上記透明ガラス基板上に、作製直後の異方性導電ペーストを厚さ30μmとなるように塗工し、異方性導電ペースト層を形成した。次に、異方性導電ペースト層上に上記半導体チップを、電極同士が対向するように積層した。その後、異方性導電ペースト層の温度が185℃となるようにヘッドの温度を調整しながら、半導体チップの上面に加圧加熱ヘッドを載せ、1MPaの圧力をかけて異方性導電ペースト層を185℃で硬化させて、接続構造体を得た。
得られた接続構造体の上下の電極間の接続抵抗を、4端子法により測定した。2つの接続抵抗の平均値を算出した。なお、電圧=電流×抵抗の関係から、一定の電流を流した時の電圧を測定することにより接続抵抗を求めることができる。初期の接続抵抗を下記の基準で判定した。
[初期の接続抵抗の判定基準]
○○:接続抵抗が2.0Ω以下
○:接続抵抗が2.0Ωを超え、3.0Ω以下
△:接続抵抗が3.0Ωを超え、5.0Ω以下
×:接続抵抗が5.0Ωを超える
(2)信頼性試験後の接続抵抗(導通信頼性)
上記(1)初期の接続抵抗の評価で得られた接続構造体を、85℃及び相対湿度85%の条件で放置した。放置開始から150時間後に、上記(1)初期の接続抵抗の評価と同様に電極間の接続抵抗を4端子法により測定した。
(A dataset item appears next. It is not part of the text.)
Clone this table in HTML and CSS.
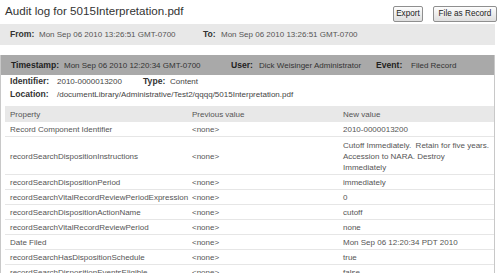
FILE: index.html
```html
<!DOCTYPE html>
<html>
<head>
<meta charset="utf-8">
<link rel="stylesheet" href="styles.css">
</head>
<body>
<div class="page">
  <div class="titlebar">
    <h1 class="title">Audit log for 5015Interpretation.pdf</h1>
    <div class="actions">
      <button class="btn btn-export">Export</button>
      <button class="btn btn-file">File as Record</button>
    </div>
  </div>
  <div class="range">
    <span class="field f-from"><span class="lbl l-from">From:</span>Mon Sep 06 2010 13:26:51 GMT-0700</span>
    <span class="field"><span class="lbl l-to">To:</span>Mon Sep 06 2010 13:26:51 GMT-0700</span>
  </div>
  <div class="entry">
    <div class="entry-head">
      <span class="field f-ts"><span class="lbl l-ts">Timestamp:</span>Mon Sep 06 2010 12:20:34 GMT-0700</span>
      <span class="field f-user"><span class="lbl l-user">User:</span>Dick Weisinger Administrator</span>
      <span class="field"><span class="lbl l-event">Event:</span>Filed Record</span>
    </div>
    <div class="entry-body">
      <div class="meta">
        <div class="meta-row">
          <span class="field f-id"><span class="lbl l-id">Identifier:</span>2010-0000013200</span>
          <span class="field"><span class="lbl l-type">Type:</span>Content</span>
        </div>
        <div class="meta-row">
          <span class="field"><span class="lbl l-id">Location:</span>/documentLibrary/Administrative/Test2/qqqq/5015Interpretation.pdf</span>
        </div>
      </div>
      <table class="changes">
        <thead>
          <tr><th class="c1">Property</th><th class="c2">Previous value</th><th class="c3">New value</th></tr>
        </thead>
        <tbody>
          <tr><td>Record Component Identifier</td><td>&lt;none&gt;</td><td>2010-0000013200</td></tr>
          <tr class="tall"><td>recordSearchDispositionInstructions</td><td>&lt;none&gt;</td><td>Cutoff Immediately.&nbsp; Retain for five years.<br>Accession to NARA. Destroy<br>Immediately</td></tr>
          <tr><td>recordSearchDispositionPeriod</td><td>&lt;none&gt;</td><td>immediately</td></tr>
          <tr><td>recordSearchVitalRecordReviewPeriodExpression</td><td>&lt;none&gt;</td><td>0</td></tr>
          <tr><td>recordSearchDispositionActionName</td><td>&lt;none&gt;</td><td>cutoff</td></tr>
          <tr><td>recordSearchVitalRecordReviewPeriod</td><td>&lt;none&gt;</td><td>none</td></tr>
          <tr><td>Date Filed</td><td>&lt;none&gt;</td><td>Mon Sep 06 12:20:34 PDT 2010</td></tr>
          <tr><td>recordSearchHasDispositionSchedule</td><td>&lt;none&gt;</td><td>true</td></tr>
          <tr><td>recordSearchDispositionEventsEligible</td><td>&lt;none&gt;</td><td>false</td></tr>
        </tbody>
      </table>
    </div>
  </div>
</div>
</body>
</html>
```
FILE: styles.css
```css
html, body {
  margin: 0;
  padding: 0;
  background: #fff;
}
body {
  font-family: "Liberation Sans", Arial, sans-serif;
  font-size: 8px;
  color: #555;
  overflow: hidden;
}
.page {
  width: 495px;
}
.titlebar {
  display: flex;
  justify-content: space-between;
  align-items: flex-start;
  height: 24px;
}
.title {
  margin: 3px 0 0 5px;
  font-size: 11.6px;
  font-weight: normal;
  color: #333;
  line-height: 16px;
}
.actions {
  display: flex;
  gap: 10px;
  margin: 6px -2px 0 0;
}
.btn {
  font-family: "Liberation Sans", Arial, sans-serif;
  font-size: 8.2px;
  color: #222;
  height: 16px;
  padding: 0;
  border: 1px solid #8f8f8f;
  border-radius: 2px;
  background: linear-gradient(#fdfdfd, #dedede);
  line-height: 14px;
  text-align: center;
}
.btn-export { width: 30px; }
.btn-file { width: 64px; }

.field {
  white-space: nowrap;
}
.lbl {
  display: inline-block;
  font-weight: bold;
  font-size: 8.6px;
  color: #333;
}
.range {
  display: flex;
  background: #e8e8e8;
  height: 21px;
  line-height: 21px;
  padding-left: 10px;
  color: #555;
}
.f-from { width: 193px; }
.l-from { width: 29px; }
.l-to { width: 18px; }

.entry {
  margin-top: 10px;
  border: 1px solid #c8c8c8;
  border-top: none;
}
.entry-head {
  display: flex;
  background: #a9a9a9;
  height: 20px;
  line-height: 20px;
  padding-left: 10px;
  color: #333;
}
.entry-head .lbl {
  color: #222;
}
.f-ts { width: 220px; }
.f-user { width: 145px; }
.l-ts { width: 53px; }
.l-user { width: 28px; }
.l-event { width: 35px; }

.entry-body {
  padding: 0 0 0 4px;
}
.meta {
  padding-left: 5px;
  line-height: 12px;
  color: #444;
}
.meta-row {
  display: flex;
}
.f-id { width: 133px; }
.l-id { width: 47px; }
.l-type { width: 27px; }

.changes {
  margin-top: 5px;
  width: 489px;
  table-layout: fixed;
  border-collapse: collapse;
  font-size: 8px;
  color: #555;
}
.changes th,
.changes td {
  box-sizing: border-box;
  text-align: left;
  white-space: nowrap;
}
.changes th {
  background: #e8e8e8;
  font-weight: normal;
  height: 16px;
  padding: 0 5px;
  color: #555;
}
.changes td {
  padding: 2px 0 1px 5px;
  border-bottom: 1px solid #e6e6e6;
  line-height: 11px;
  vertical-align: middle;
}
.changes tr.tall td {
  padding-top: 3px;
  padding-bottom: 1px;
}
.changes .c1 { width: 182px; }
.changes .c2 { width: 151px; }
.changes .c3 { width: 156px; }
```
信頼性試験後の接続抵抗を下記の基準で判定した。
[信頼性試験後の接続抵抗の判定基準]
○○:接続抵抗(放置前)の平均値に比べ、接続抵抗(放置後)の平均値が125%未満
○:接続抵抗(放置前)の平均値に比べ、接続抵抗(放置後)の平均値が125%以上、150%未満
△:接続抵抗(放置前)の平均値に比べ、接続抵抗(放置後)の平均値が150%以上、200%未満
×:接続抵抗(放置前)の平均値に比べ、接続抵抗(放置後)の平均値が200%以上
結果を下記の表1に示す。表1には、導電層と金属粒子(芯物質)との合計100重量%中の金属粒子(芯物質)の含有量を示した。なお、実施例1〜7,9〜12及び参考例8の導電性粒子のなかでも、実施例6の導電性粒子は、絶縁信頼性に最も優れていた。
なお、上記(2)信頼性試験後の接続抵抗の評価では、得られた接続構造体を85℃及び相対湿度85%の条件で放置した。接続構造体を得る前の導電性粒子を85℃及び相対湿度85%の条件で放置した後に、接続構造体を得た場合にも、接続抵抗の上昇傾向について、上記(2)信頼性試験後の接続抵抗の評価結果と同様の傾向が見られた。